### Material shown:
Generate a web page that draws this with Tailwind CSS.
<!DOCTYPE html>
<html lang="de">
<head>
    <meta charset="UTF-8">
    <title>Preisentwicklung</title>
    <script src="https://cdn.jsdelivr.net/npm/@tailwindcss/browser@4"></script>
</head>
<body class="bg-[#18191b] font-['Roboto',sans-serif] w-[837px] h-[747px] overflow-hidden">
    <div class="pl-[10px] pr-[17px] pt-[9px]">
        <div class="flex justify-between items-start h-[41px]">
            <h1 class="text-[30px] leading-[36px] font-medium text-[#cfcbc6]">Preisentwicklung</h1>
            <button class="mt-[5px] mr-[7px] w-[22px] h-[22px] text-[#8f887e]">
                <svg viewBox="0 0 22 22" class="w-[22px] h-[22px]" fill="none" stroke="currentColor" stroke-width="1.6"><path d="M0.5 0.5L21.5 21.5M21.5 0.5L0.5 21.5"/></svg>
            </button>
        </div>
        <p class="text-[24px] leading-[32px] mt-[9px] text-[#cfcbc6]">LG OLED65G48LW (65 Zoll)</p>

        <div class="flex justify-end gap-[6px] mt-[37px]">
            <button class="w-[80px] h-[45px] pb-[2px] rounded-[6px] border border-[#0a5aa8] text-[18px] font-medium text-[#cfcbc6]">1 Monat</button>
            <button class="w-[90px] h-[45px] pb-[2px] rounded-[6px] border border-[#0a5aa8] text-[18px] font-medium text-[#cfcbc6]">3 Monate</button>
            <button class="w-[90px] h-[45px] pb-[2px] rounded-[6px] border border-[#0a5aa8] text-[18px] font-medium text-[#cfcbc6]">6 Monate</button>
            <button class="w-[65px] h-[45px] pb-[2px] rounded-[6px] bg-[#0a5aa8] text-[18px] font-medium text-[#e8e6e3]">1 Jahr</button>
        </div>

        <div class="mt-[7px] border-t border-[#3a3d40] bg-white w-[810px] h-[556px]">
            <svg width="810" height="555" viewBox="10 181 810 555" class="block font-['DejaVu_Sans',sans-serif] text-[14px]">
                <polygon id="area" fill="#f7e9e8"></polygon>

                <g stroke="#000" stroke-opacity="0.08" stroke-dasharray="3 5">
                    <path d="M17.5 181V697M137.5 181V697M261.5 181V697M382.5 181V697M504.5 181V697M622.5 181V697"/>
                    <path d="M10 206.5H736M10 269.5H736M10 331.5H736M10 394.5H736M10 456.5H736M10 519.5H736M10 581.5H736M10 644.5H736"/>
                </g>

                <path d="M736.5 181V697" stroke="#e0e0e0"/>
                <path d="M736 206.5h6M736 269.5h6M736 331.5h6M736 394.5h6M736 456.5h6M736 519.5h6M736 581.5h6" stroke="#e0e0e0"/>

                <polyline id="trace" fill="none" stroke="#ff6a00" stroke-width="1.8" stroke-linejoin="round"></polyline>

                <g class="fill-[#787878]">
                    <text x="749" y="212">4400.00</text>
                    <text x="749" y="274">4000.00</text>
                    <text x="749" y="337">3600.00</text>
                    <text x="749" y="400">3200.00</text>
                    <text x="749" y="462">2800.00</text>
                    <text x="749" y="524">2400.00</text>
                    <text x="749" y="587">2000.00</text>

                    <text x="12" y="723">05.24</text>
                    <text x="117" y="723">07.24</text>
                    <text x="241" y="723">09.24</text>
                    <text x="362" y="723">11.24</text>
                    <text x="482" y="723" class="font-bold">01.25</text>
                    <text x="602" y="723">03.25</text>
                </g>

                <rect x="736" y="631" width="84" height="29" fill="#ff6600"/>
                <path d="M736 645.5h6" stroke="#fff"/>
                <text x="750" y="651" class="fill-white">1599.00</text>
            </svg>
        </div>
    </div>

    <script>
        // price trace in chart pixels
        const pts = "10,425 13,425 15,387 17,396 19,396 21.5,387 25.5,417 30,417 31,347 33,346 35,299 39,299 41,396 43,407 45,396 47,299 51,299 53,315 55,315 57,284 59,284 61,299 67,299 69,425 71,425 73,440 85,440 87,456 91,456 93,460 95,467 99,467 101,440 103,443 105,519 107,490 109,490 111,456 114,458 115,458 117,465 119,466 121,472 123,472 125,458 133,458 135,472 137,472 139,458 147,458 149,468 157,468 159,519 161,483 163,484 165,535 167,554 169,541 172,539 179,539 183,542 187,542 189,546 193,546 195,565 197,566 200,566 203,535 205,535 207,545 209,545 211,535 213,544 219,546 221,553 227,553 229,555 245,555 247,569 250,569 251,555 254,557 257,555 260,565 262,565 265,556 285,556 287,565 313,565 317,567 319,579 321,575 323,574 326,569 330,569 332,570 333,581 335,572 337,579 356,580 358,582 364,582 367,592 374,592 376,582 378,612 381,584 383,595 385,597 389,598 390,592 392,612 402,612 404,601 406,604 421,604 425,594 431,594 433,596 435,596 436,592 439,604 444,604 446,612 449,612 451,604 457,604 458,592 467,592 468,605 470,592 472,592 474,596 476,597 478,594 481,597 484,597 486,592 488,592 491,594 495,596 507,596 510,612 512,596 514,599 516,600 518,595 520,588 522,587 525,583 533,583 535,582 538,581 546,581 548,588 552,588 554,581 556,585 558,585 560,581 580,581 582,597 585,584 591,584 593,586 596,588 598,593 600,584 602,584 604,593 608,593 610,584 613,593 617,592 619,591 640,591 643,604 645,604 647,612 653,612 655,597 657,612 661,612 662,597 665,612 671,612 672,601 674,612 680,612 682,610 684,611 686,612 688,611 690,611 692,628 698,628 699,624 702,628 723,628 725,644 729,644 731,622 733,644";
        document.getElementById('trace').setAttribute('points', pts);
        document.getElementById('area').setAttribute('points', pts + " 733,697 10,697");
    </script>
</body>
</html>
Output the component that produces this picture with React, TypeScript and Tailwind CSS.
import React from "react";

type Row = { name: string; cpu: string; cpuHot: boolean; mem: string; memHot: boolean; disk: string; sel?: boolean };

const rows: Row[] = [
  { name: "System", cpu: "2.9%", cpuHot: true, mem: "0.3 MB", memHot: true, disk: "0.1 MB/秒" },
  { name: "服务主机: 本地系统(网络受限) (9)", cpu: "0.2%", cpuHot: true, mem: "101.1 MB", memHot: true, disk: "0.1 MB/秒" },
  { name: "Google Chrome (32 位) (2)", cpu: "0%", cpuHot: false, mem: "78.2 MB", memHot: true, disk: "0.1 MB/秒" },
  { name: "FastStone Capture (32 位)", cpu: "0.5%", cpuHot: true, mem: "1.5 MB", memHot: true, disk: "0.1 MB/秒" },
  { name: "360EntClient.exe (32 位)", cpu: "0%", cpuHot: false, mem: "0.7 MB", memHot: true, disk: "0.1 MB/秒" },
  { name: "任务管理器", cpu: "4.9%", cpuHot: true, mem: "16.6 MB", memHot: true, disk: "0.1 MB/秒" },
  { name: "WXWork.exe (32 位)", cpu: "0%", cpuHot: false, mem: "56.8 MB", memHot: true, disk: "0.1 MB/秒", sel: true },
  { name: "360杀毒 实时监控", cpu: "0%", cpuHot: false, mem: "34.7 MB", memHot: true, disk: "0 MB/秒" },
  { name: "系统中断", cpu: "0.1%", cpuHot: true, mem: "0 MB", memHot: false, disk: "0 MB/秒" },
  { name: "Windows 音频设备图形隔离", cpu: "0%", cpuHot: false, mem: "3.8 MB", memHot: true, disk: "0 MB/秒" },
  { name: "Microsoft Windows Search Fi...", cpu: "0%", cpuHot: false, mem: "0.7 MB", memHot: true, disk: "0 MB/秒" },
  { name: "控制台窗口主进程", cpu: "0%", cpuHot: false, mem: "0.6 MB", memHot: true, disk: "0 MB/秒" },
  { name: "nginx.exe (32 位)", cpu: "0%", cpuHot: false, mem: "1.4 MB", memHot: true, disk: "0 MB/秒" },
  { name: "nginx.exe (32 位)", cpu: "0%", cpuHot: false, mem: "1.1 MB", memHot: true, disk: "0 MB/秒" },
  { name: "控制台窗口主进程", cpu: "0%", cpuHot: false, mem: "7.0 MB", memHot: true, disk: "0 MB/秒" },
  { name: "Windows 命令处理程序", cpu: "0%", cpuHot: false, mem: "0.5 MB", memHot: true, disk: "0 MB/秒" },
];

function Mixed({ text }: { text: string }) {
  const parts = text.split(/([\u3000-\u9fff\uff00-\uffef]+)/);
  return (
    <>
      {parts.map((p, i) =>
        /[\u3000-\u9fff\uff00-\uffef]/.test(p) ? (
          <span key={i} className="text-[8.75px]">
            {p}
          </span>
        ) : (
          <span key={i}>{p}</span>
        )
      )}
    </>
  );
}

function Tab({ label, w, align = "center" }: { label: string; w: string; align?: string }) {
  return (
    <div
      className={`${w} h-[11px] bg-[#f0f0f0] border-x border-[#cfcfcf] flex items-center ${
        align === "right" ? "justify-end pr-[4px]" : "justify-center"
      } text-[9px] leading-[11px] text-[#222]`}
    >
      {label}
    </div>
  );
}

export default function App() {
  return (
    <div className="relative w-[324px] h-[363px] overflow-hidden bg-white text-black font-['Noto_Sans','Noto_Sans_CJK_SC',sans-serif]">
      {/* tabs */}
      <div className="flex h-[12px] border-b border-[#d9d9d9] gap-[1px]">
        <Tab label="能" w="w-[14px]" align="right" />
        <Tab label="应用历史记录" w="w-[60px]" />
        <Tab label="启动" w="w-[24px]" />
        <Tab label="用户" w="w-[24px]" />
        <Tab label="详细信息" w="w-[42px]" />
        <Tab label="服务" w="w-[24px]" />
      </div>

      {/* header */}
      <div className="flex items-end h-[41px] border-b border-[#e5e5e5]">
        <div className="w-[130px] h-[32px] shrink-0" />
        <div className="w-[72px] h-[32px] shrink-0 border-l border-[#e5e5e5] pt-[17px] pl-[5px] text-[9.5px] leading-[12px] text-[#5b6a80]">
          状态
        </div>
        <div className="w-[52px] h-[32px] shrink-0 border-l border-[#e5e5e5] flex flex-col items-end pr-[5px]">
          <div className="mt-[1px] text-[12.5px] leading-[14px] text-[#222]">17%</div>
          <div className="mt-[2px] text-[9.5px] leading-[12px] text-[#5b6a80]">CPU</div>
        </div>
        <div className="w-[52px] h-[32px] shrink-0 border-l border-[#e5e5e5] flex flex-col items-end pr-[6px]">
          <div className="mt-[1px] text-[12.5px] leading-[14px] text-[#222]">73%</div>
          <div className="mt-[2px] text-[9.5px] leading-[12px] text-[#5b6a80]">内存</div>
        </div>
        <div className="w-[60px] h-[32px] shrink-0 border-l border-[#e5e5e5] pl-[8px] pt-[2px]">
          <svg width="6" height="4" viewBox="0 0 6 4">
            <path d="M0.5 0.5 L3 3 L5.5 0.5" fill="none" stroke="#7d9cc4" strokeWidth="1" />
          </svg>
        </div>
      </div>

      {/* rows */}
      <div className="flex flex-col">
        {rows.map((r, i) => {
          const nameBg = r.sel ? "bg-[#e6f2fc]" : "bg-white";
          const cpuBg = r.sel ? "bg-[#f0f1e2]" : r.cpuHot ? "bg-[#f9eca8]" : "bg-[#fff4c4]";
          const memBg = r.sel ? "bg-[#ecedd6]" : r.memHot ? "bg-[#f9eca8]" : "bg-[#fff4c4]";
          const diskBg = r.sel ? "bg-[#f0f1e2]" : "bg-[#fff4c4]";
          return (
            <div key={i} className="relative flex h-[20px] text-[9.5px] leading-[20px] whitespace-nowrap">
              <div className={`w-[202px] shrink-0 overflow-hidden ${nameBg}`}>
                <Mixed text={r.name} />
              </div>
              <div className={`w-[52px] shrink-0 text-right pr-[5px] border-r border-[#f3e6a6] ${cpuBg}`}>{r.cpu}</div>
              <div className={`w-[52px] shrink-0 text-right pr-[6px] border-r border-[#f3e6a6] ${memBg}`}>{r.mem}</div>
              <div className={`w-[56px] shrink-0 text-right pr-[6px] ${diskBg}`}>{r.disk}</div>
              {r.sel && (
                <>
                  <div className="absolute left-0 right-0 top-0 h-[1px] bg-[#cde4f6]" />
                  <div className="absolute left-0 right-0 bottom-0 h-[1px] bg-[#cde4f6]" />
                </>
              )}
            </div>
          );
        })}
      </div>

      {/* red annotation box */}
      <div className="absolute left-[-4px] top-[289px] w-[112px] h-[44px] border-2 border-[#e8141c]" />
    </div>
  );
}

### Short problem:
Among the entries above, locate the lines containing "Output the component" and "string; cpu: string;", and transcribe exactly those two lines and all lines between.

### Output of the task:
Output the component that produces this picture with React, TypeScript and Tailwind CSS.
import React from "react";

type Row = { name: string; cpu: string; cpuHot: boolean; mem: string; memHot: boolean; disk: string; sel?: boolean };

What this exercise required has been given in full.